[PROSTO Z SOCZI] S. Mila: Chłopaki chcą spełniać swoje marzenia

Widzę po chłopakach, że jest nastrój oczekiwania na pierwszy mecz. Atmosfera jest bojowa, a piłkarze chcą spełniać swoje marzenia mówi Sebastian Mila, kiedyś reprezentant Polski, a dziś pracujący jako ekspert piłkarski w TVP.


Paweł Skraba: Jest pan blisko kadry. Jakie są nastroje w drużynie?

Sebastian Mila: Nie wiem, czy tak blisko, bo jednak staram się zachowywać dystans. Sam wiem, że piłkarze przed meczami potrzebują spokoju. Ale akurat niedawno rozmawiałem z Piotrkiem Zielińskim przez chwilę i widzę, że atmosfera jest bojowa. Chłopaki chcą spełniać swoje marzenia, a przy okazji dać wiele radości nam kibicom. Wszyscy są gotowi do gry na sto procent, trener Adam Nawałka też ma wszystko dopięte. Widać, że jest oczekiwanie w drużynie na ten pierwszy mecz. Okres przygotowań był długi – najpierw Jurata, później Arłamów, tu też już są kilka dni.

Lepiej byłoby grać pierwszy mecz na początku turnieju?

Myślę, że tak. Najlepiej byłoby, żeby zrobić tak, jak Rosja, czyli zagrać na początku i wygrać wysoko. Myślę, że to byłoby optymalne, ale spokojnie. Przyjdzie i kolej na nich.

Sądzi pan, że w tej kadrze jest poczucie, że można tutaj w Rosji zrobić coś wielkiego? Czy o takich długofalowych celach się nie myśli?

Sam wiem, jak zawsze rozmawiałem z dziennikarzami i odpowiadałem na pytania, czy myślimy o dalszej przyszłości, to zawsze mówiłem, że nie, bo myślimy tylko o najbliższym meczu. I tak naprawdę jest, bo w głowie tak to się wszystko układa, że człowiek koncentruje się na bliższych celach, a nie dalszych. Inaczej byłoby za dużo nerwów. Piłka nożna to taki sport, że nie można planować, co będzie dalej, bo można do tego momentu nie dojść. Myślę, że chłopaki szczerze mówią, że teraz liczy się tylko Senegal. A o następnych meczach pomyślą później.

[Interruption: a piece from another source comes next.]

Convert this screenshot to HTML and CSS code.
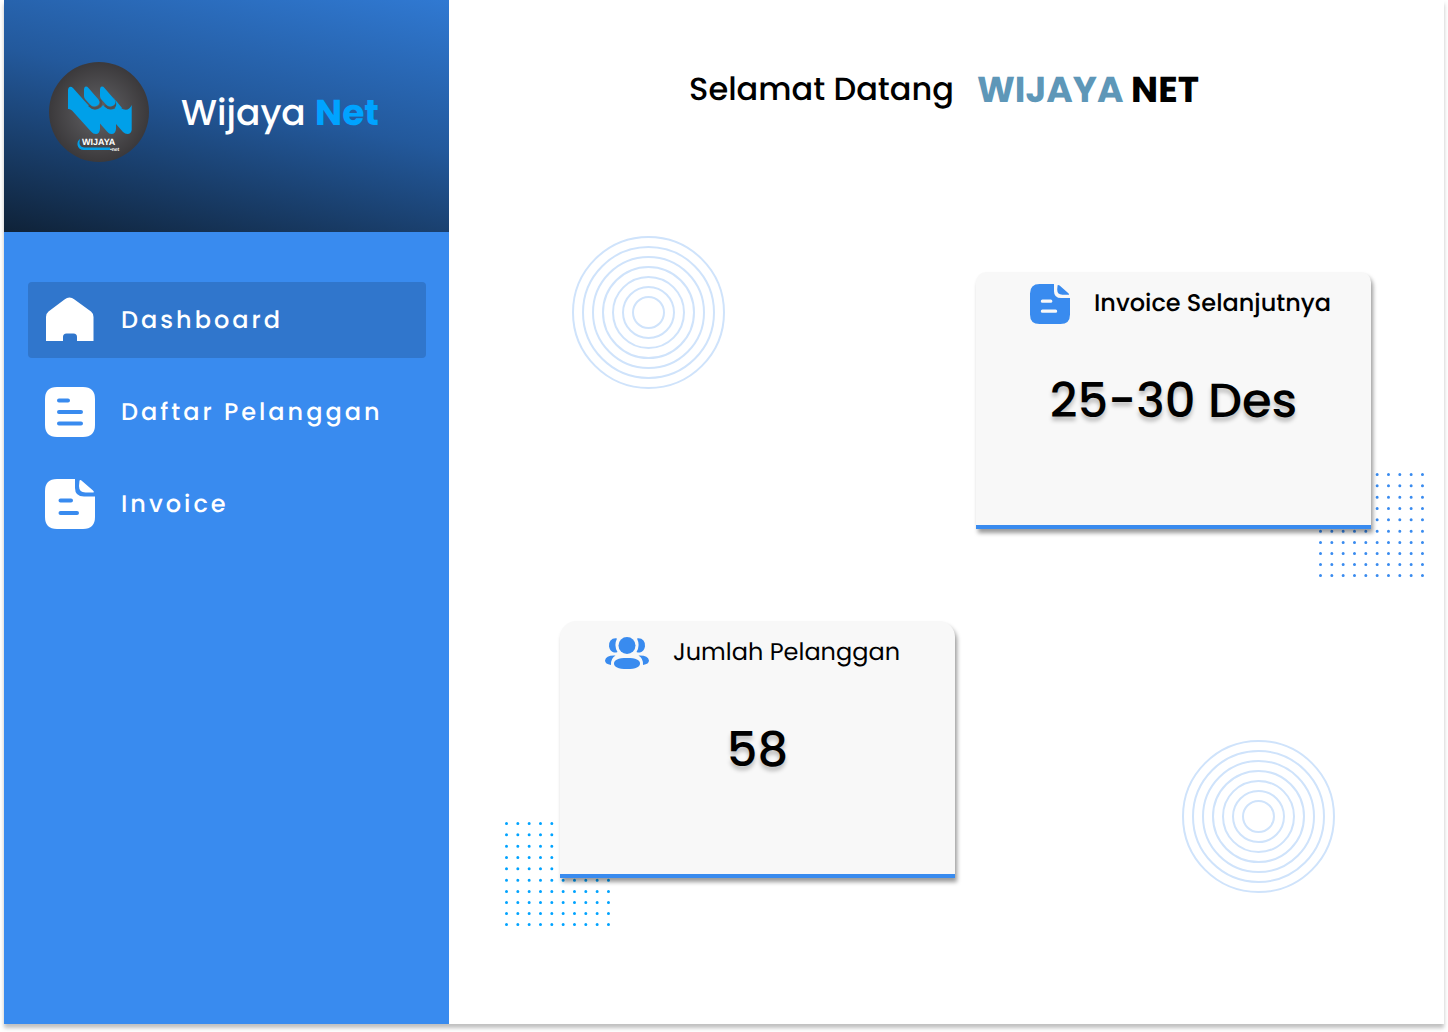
FILE: index.html
```html
<!DOCTYPE html>
<html lang="id">
<head>
<meta charset="utf-8">
<meta name="viewport" content="width=device-width, initial-scale=1">
<title>Wijaya Net - Dashboard</title>
<link rel="stylesheet" href="styles.css">
</head>
<body>
<svg class="sprite" aria-hidden="true">
  <symbol id="invoice" viewBox="0 0 50 50">
    <path fill-rule="evenodd" d="M12 0H30V9Q30 17.500 39 17.500H50V38Q50 50 38 50H12Q0 50 0 38V12Q0 0 12 0ZM15.500 19.500a2 2 0 0 0 0 4H26a2 2 0 0 0 0-4ZM15.500 32a2 2 0 0 0 0 4H32a2 2 0 0 0 0-4Z"/>
    <path d="M34.500 1.500Q35.500.500 37 2L48 11.500Q50 13.500 47.500 13.500H40.500Q34 13.500 34 7Z"/>
  </symbol>
  <symbol id="rings" viewBox="0 0 153 153">
    <g fill="none" stroke="#cfe3fb" stroke-width="2">
      <circle cx="76.500" cy="76.500" r="15.500"/><circle cx="76.500" cy="76.500" r="25.500"/><circle cx="76.500" cy="76.500" r="35.500"/><circle cx="76.500" cy="76.500" r="45.500"/><circle cx="76.500" cy="76.500" r="55.500"/><circle cx="76.500" cy="76.500" r="65.500"/><circle cx="76.500" cy="76.500" r="75.500"/>
    </g>
  </symbol>
  <symbol id="dots" viewBox="0 0 105 104">
    <path fill="none" stroke="currentColor" stroke-width="3" stroke-linecap="round" stroke-dasharray="0 11.330" d="M1.500 1.500h102.500M1.500 12.800h102.500M1.500 24.200h102.500M1.500 35.500h102.500M1.500 46.800h102.500M1.500 58.200h102.500M1.500 69.500h102.500M1.500 80.500h102.500M1.500 91.500h102.500M1.500 102.500h102.500"/>
  </symbol>
  <symbol id="leaf" viewBox="0 0 100 100" overflow="visible">
    <path d="M35 27Q35.500 24.500 37 24.600Q38.300 24.600 39.500 26L49.500 37.500Q52 41 48.500 43.500Q44 46 41 42.500L36 37Q35 35.500 35 34Z"/>
  </symbol>
</svg>
<div class="page">
  <aside class="sidebar">
    <div class="brand">
      <svg class="logo" viewBox="0 0 100 100" aria-hidden="true">
        <defs>
          <radialGradient id="disc"><stop offset="0" stop-color="#636366"/><stop offset="1" stop-color="#3b393b"/></radialGradient>
        </defs>
        <circle cx="50" cy="50" r="50" fill="url(#disc)"/>
        <path fill="#00a0e9" d="M19 28Q19.500 24.700 21.500 24.700Q22.700 24.700 24 26L40 44Q45.500 50 52 45.500L54 43L56 45Q62 50 68 45L69 43L71 45.500Q79 51 82.700 43V68Q82 72 78.500 72Q76 72 74 70L67 62V67Q66.500 72 62.500 72Q60 72 58 69.500L51 61.500V67Q50.500 72 47 72Q44 72 42 69.500L23 48.500Q21 46.500 19 47Z"/>
        <path fill="none" stroke="#505052" stroke-width="2" d="M40 43.500Q45.500 49 51 44Q53 41.500 51 37.500M56 43.500Q61.500 49 66 43.500Q68 41 66 37.500"/>
        <path fill="#00a0e9" d="M64 35L73 46L67 50L66 46Q68.500 42 66 38Z"/>
        <g fill="#00a0e9"><use href="#leaf" width="100" height="100"/><use href="#leaf" x="16" width="100" height="100"/></g>
        <path fill="#00a0e9" d="M31 77Q28 79 28.500 83Q29.500 88 35 88H61V85.500H35Q29 85 31 77Z"/>
        <text class="logo-name" x="33" y="83">WIJAYA</text>
        <text class="logo-net" x="61" y="89">•net</text>
      </svg>
      <p class="brand-name">Wijaya <strong>Net</strong></p>
    </div>
    <nav class="nav">
      <a class="nav-link active" href="#" aria-current="page">
        <svg class="nav-icon" viewBox="0 0 50 50" aria-hidden="true"><path d="M1 46V22Q1 18.500 3.500 16.500L19.500 4.500Q24.500.500 29.500 4.500L46 16.500Q48.500 18.500 48.500 22V46H32V42Q32 38.500 28.500 38.500H21.500Q18 38.500 18 42V46Z"/></svg>
        Dashboard
      </a>
      <a class="nav-link" href="#">
        <svg class="nav-icon" viewBox="0 0 50 50" aria-hidden="true"><path fill-rule="evenodd" d="M12 0H38Q50 0 50 12V38Q50 50 38 50H12Q0 50 0 38V12Q0 0 12 0ZM14 11.500a2 2 0 0 0 0 4H23a2 2 0 0 0 0-4ZM14 23a2 2 0 0 0 0 4H36a2 2 0 0 0 0-4ZM14 34.500a2 2 0 0 0 0 4H36a2 2 0 0 0 0-4Z"/></svg>
        Daftar Pelanggan
      </a>
      <a class="nav-link" href="#">
        <svg class="nav-icon" aria-hidden="true"><use href="#invoice"/></svg>
        Invoice
      </a>
    </nav>
  </aside>
  <main class="main">
    <h1 class="welcome"><span class="greeting">Selamat Datang</span> <span class="company"><span class="company-first">WIJAYA</span> NET</span></h1>
    <div class="board">
      <svg class="rings" aria-hidden="true"><use href="#rings"/></svg>
      <div class="slot slot-end">
        <svg class="dots dots-right" aria-hidden="true"><use href="#dots"/></svg>
        <section class="card card-next">
          <h2 class="card-title"><svg class="card-icon" aria-hidden="true"><use href="#invoice"/></svg>Invoice Selanjutnya</h2>
          <p class="card-value">25-30 Des</p>
        </section>
      </div>
      <div class="slot">
        <svg class="dots dots-left" aria-hidden="true"><use href="#dots"/></svg>
        <section class="card card-count">
          <h2 class="card-title"><svg class="card-icon people" viewBox="0 0 44 32" aria-hidden="true"><circle cx="22" cy="8.500" r="8.500"/><path d="M22 21C31 21 35 23 35 26.500S31 32 22 32S9 30 9 26.500S13 21 22 21Z"/><path d="M12 1.500Q8 .800 5.500 3.500Q3.500 6 4 9.500Q5 14.500 9 15.500Q11 15.800 12.500 15Q8.500 8.500 12 1.500ZM32 1.500Q36 .800 38.500 3.500Q40.500 6 40 9.500Q39 14.500 35 15.500Q33 15.800 31.500 15Q35.500 8.500 32 1.500ZM10.500 18.500Q1 18 0 23.500Q0 27 6 28Q5.500 21.500 10.500 18.500ZM33.500 18.500Q43 18 44 23.500Q44 27 38 28Q38.500 21.500 33.500 18.500Z"/></svg>Jumlah Pelanggan</h2>
          <p class="card-value">58</p>
        </section>
      </div>
      <svg class="rings rings-end" aria-hidden="true"><use href="#rings"/></svg>
    </div>
  </main>
</div>
</body>
</html>
```
FILE: styles.css
```css
* { box-sizing: border-box; }

body {
  margin: 0;
  padding: 0 4px 8px;
  background: #fff;
  color: #000;
  font-family: "Poppins", "Inter", sans-serif;
  text-rendering: geometricPrecision;
}

h1, h2, p { margin: 0; font-weight: 400; }

.sprite { position: absolute; width: 0; height: 0; }

.page {
  display: flex;
  min-height: calc(100vh - 8px);
  background: #fff;
  box-shadow: 0 4px 4px rgba(0, 0, 0, 0.25);
}

.sidebar {
  flex: 0 0 445px;
  background: #398bef;
  color: #fff;
}

.brand {
  display: flex;
  align-items: center;
  gap: 32px;
  padding: 62px 45px 70px;
  background: linear-gradient(193deg, #3079d2 0%, #23599c 45%, #0f2238 100%);
}

.logo { width: 100px; height: 100px; }
.logo-name { fill: #fff; font-family: "Liberation Sans", sans-serif; font-size: 9px; font-weight: 700; }
.logo-net { fill: #fff; font-family: "Liberation Sans", sans-serif; font-size: 5px; font-weight: 700; }

.brand-name {
  padding-top: 2px;
  font-size: 36px;
  font-weight: 500;
  line-height: 48px;
}
.brand-name strong { color: #00a3ff; font-weight: 700; }

.nav {
  display: flex;
  flex-direction: column;
  gap: 16px;
  padding: 50px 23px 50px 24px;
}

.nav-link {
  display: flex;
  align-items: center;
  gap: 26px;
  padding: 13px 17px;
  border-radius: 4px;
  color: #fff;
  font-size: 24px;
  font-weight: 500;
  letter-spacing: 3px;
  text-decoration: none;
}
.nav-link.active { background: #3076cc; }
.nav-icon { width: 50px; height: 50px; fill: currentColor; }

.main { flex: 1; min-width: 0; padding-top: 60px; }

.welcome {
  display: flex;
  justify-content: center;
  align-items: center;
  gap: 23px;
  padding-right: 5px;
  line-height: 60px;
}
.greeting { font-size: 32px; font-weight: 500; }
.company { font-size: 36px; font-weight: 700; }
.company-first { color: #5e97b8; }

.board {
  display: grid;
  grid-template-columns: 1fr 1fr;
  gap: 92px 21px;
  padding: 116px 73px 80px 111px;
}

.rings { width: 153px; height: 153px; margin: 0 12px; }
.rings-end { justify-self: end; align-self: end; margin: 119px 36px 0; }

.slot { position: relative; isolation: isolate; align-self: start; }
.slot-end { margin-top: 36px; }

.dots { position: absolute; z-index: -1; bottom: -48px; width: 105px; height: 104px; }
.dots-right { right: -53px; color: #398bef; }
.dots-left { left: -55px; color: #00a3ff; }

.card {
  min-height: 257px;
  padding: 8px 24px 48px;
  border-bottom: 4px solid #398bef;
  border-radius: 10px 10px 0 0;
  background: #f8f8f8;
  box-shadow: 2px 4px 4px rgba(0, 0, 0, 0.4);
}
.card-count { border-radius: 16px 16px 0 0; }

.card-title {
  display: flex;
  align-items: center;
  gap: 24px;
  font-size: 24px;
  line-height: 48px;
}
.card-next .card-title { padding-left: 30px; font-weight: 500; }
.card-count .card-title { padding-left: 21px; }
.card-icon { width: 40px; height: 40px; fill: #398bef; }
.card-icon.people { width: 44px; height: 32px; }

.card-value {
  margin-top: 43px;
  font-size: 48px;
  font-weight: 500;
  line-height: 60px;
  text-align: center;
  text-shadow: 0 4px 4px rgba(0, 0, 0, 0.25);
}
```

Jeśli już jesteśmy przy Senegalu, to sądzi pan, że to jest dla nas wygodny rywal, czy nie do końca? Wiemy, że grają siłowo, zresztą jak wszystkie afrykańskie zespoły.

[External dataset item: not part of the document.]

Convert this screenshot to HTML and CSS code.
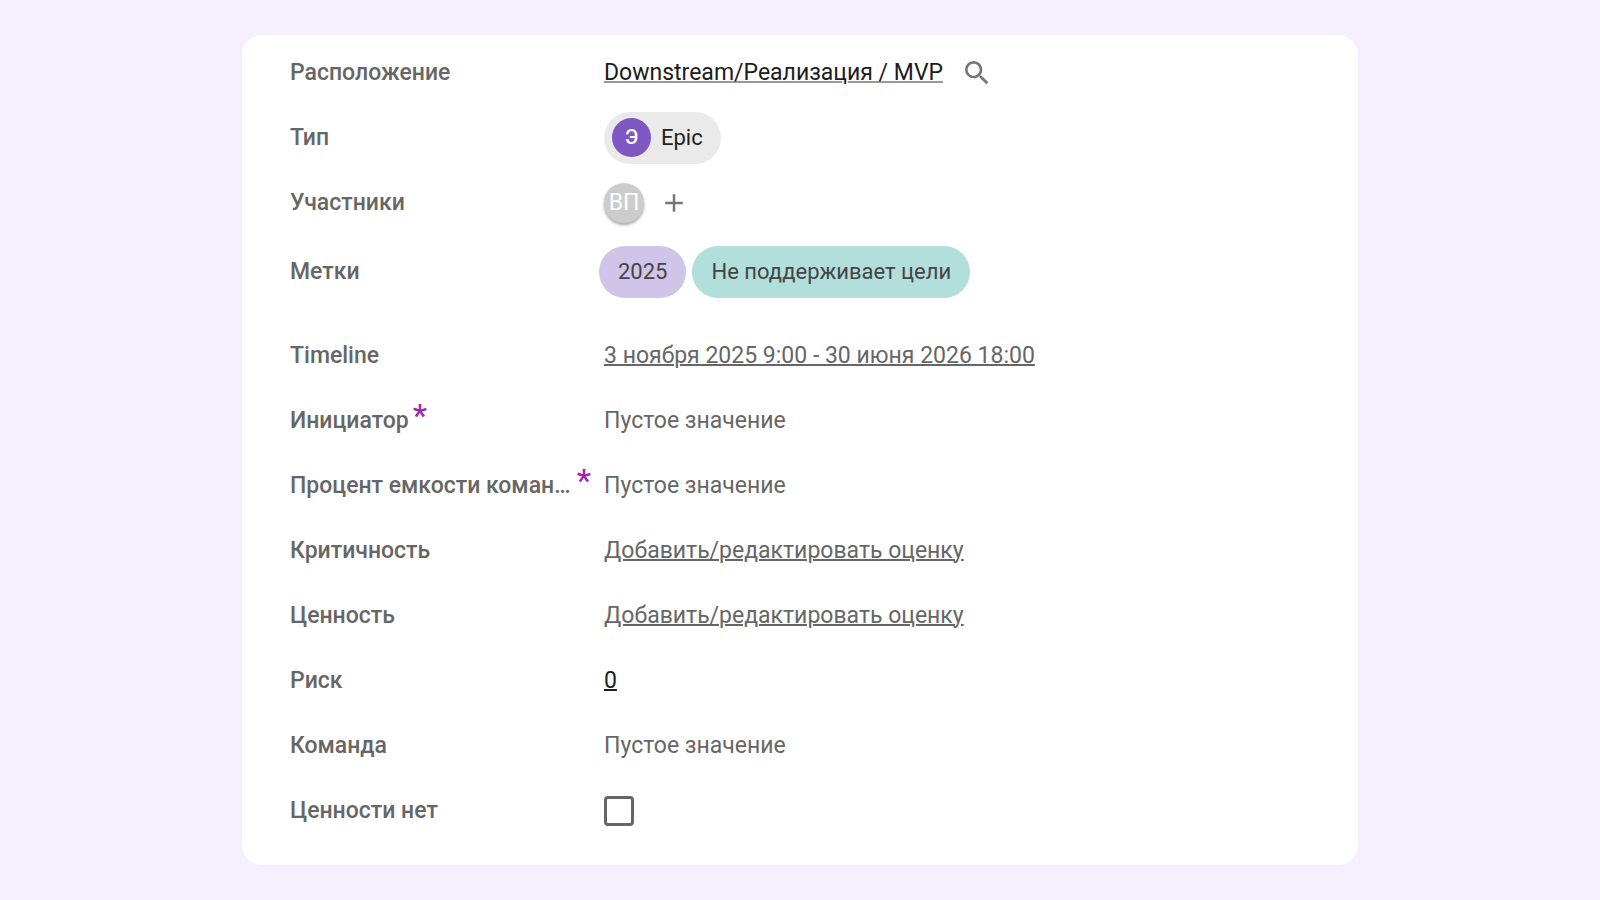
FILE: index.html
```html
<!DOCTYPE html>
<html lang="ru">
<head>
  <meta charset="UTF-8">
  <title>Epic</title>
  <link rel="stylesheet" href="styles.css">
</head>
<body>
  <main class="card">
    <dl class="fields">
      <div class="row">
        <dt class="name">Расположение</dt>
        <dd class="value">
          <a class="link path" href="#">Downstream/Реализация / MVP</a>
          <button class="icon-btn search" type="button" aria-label="Найти">
            <svg width="32" height="32" viewBox="0 0 24 24"><path fill="currentColor" d="M15.5 14h-.79l-.28-.27A6.471 6.471 0 0 0 16 9.5 6.5 6.5 0 1 0 9.5 16c1.61 0 3.09-.59 4.23-1.57l.27.28v.79l5 4.99L20.49 19l-4.99-5zm-6 0C7.01 14 5 11.99 5 9.5S7.01 5 9.5 5 14 7.01 14 9.5 11.99 14 9.5 14z"/></svg>
          </button>
        </dd>
      </div>
      <div class="row">
        <dt class="name">Тип</dt>
        <dd class="value">
          <button class="chip type" type="button"><span class="badge">Э</span>Epic</button>
        </dd>
      </div>
      <div class="row">
        <dt class="name">Участники</dt>
        <dd class="value">
          <span class="avatar">ВП</span>
          <button class="icon-btn add" type="button" aria-label="Добавить участника">
            <svg width="30" height="30" viewBox="0 0 24 24"><path fill="currentColor" d="M19 13h-6v6h-2v-6H5v-2h6V5h2v6h6v2z"/></svg>
          </button>
        </dd>
      </div>
      <div class="row tags">
        <dt class="name">Метки</dt>
        <dd class="value">
          <span class="chip tag purple">2025</span>
          <span class="chip tag teal">Не поддерживает цели</span>
        </dd>
      </div>
      <div class="row">
        <dt class="name">Timeline</dt>
        <dd class="value"><a class="link" href="#">3 ноября 2025 9:00 - 30 июня 2026 18:00</a></dd>
      </div>
      <div class="row">
        <dt class="name"><span class="text">Инициатор</span><span class="required">*</span></dt>
        <dd class="value">Пустое значение</dd>
      </div>
      <div class="row">
        <dt class="name"><span class="text">Процент емкости команды</span><span class="required">*</span></dt>
        <dd class="value">Пустое значение</dd>
      </div>
      <div class="row">
        <dt class="name">Критичность</dt>
        <dd class="value"><a class="link" href="#">Добавить/редактировать оценку</a></dd>
      </div>
      <div class="row">
        <dt class="name">Ценность</dt>
        <dd class="value"><a class="link" href="#">Добавить/редактировать оценку</a></dd>
      </div>
      <div class="row">
        <dt class="name">Риск</dt>
        <dd class="value"><a class="link dark" href="#">0</a></dd>
      </div>
      <div class="row">
        <dt class="name">Команда</dt>
        <dd class="value">Пустое значение</dd>
      </div>
      <div class="row">
        <dt class="name"><label for="no-value">Ценности нет</label></dt>
        <dd class="value"><input class="checkbox" type="checkbox" id="no-value"></dd>
      </div>
    </dl>
  </main>
</body>
</html>
```

FILE: styles.css
```css
* { box-sizing: border-box; }
body { margin: 0; padding: 35px 24px; background: #f5effe; color: #666; font: 23px/32px Roboto, sans-serif; }
.card { max-width: 1116px; margin: 0 auto; padding: 5px 48px 22px; background: #fff; border-radius: 20px; }
.fields { margin: 0; }
.row { display: grid; grid-template-columns: 314px 1fr; align-items: center; min-height: 65px; }
.row.tags { padding: 11px 0 25px; }
.name { display: flex; min-width: 0; padding-right: 13px; font-weight: 500; }
.text { overflow: hidden; text-overflow: ellipsis; white-space: nowrap; }
.required { padding-left: 4px; color: #9c27b0; font-size: 32px; line-height: 20px; }
.value { display: flex; align-items: center; margin: 0; }
.link { color: inherit; text-decoration: underline; text-underline-offset: 1px; text-decoration-thickness: 2px; }
.link.dark { color: #1c1c1c; }
.link.path { color: #1c1c1c; text-decoration-color: #999; }
button { border: none; background: none; color: inherit; font: inherit; cursor: pointer; }
.icon-btn { display: flex; padding: 0; color: #757575; }
.search { margin-left: 18px; }
.add { margin-left: 15px; }
.chip { display: flex; align-items: center; height: 52px; border-radius: 26px; font-size: 22px; }
.type { gap: 10px; padding: 0 18px 0 8px; background: #eaeaea; color: #222; }
.badge { width: 39px; height: 39px; border-radius: 50%; background: #7e57c2; color: #fff; font-size: 20px; font-weight: 500; line-height: 39px; text-align: center; }
.avatar { width: 40px; height: 40px; border-radius: 50%; background: #ccc; color: #fff; line-height: 40px; text-align: center; box-shadow: 0 2px 3px rgba(0, 0, 0, .35); }
.tags .value { gap: 6px; margin-left: -5px; }
.tag { padding: 0 19px; color: #444; }
.purple { background: #d1c4e9; }
.teal { background: #b2dfdb; }
.checkbox { appearance: none; width: 30px; height: 30px; margin: 0; border: 3px solid #666; border-radius: 4px; background: #fff; }
.checkbox:checked { background: #666; }
```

Tu sytuacja jest jasna, to będzie ciasny mecz, bo te drużyny są blisko siebie. Na pewno będzie dużo walki, to będzie siłowe spotkanie. Zresztą to są mistrzostwa świata, tu nie ma rywala, o którym można mówić, że jest dużo słabszy od nas. Każde zwycięstwo trzeba wyszarpać.

Później naszą drużynę czekają mecze z Kolumbią i Japonią. Który z tych rywali wydaje się panu bardziej niewygodny?

Jednak Kolumbia, bo ten zespół jest naprawdę bardzo dobry i ma kilku zawodników, którzy mogą przesądzić o losach meczu w pojedynkę. O Japonii zbyt wiele nie wiem, ale trzeba pamiętać, że, tak historycznie, z azjatyckimi drużynami średnio sobie radziliśmy.

Na koniec chciałbym pana zapytać, jak się panu podoba na mundialu?

Jest fantastycznie. Jestem mile zaskoczony Soczi i tym, jak to wszystko funkcjonuje. Cieszę się, że jestem blisko i dzięki Telewizji Polskiej mogę zobaczyć wszystko z innej perspektywy. Człowiek czuje, że jest w centrum tego wszystkiego. Mam nadzieję, że Polakom będzie dobrze szło, my będziemy dobrze pracować dla telewizji, a kibice i telewidzowie będą zadowoleni z naszej pracy.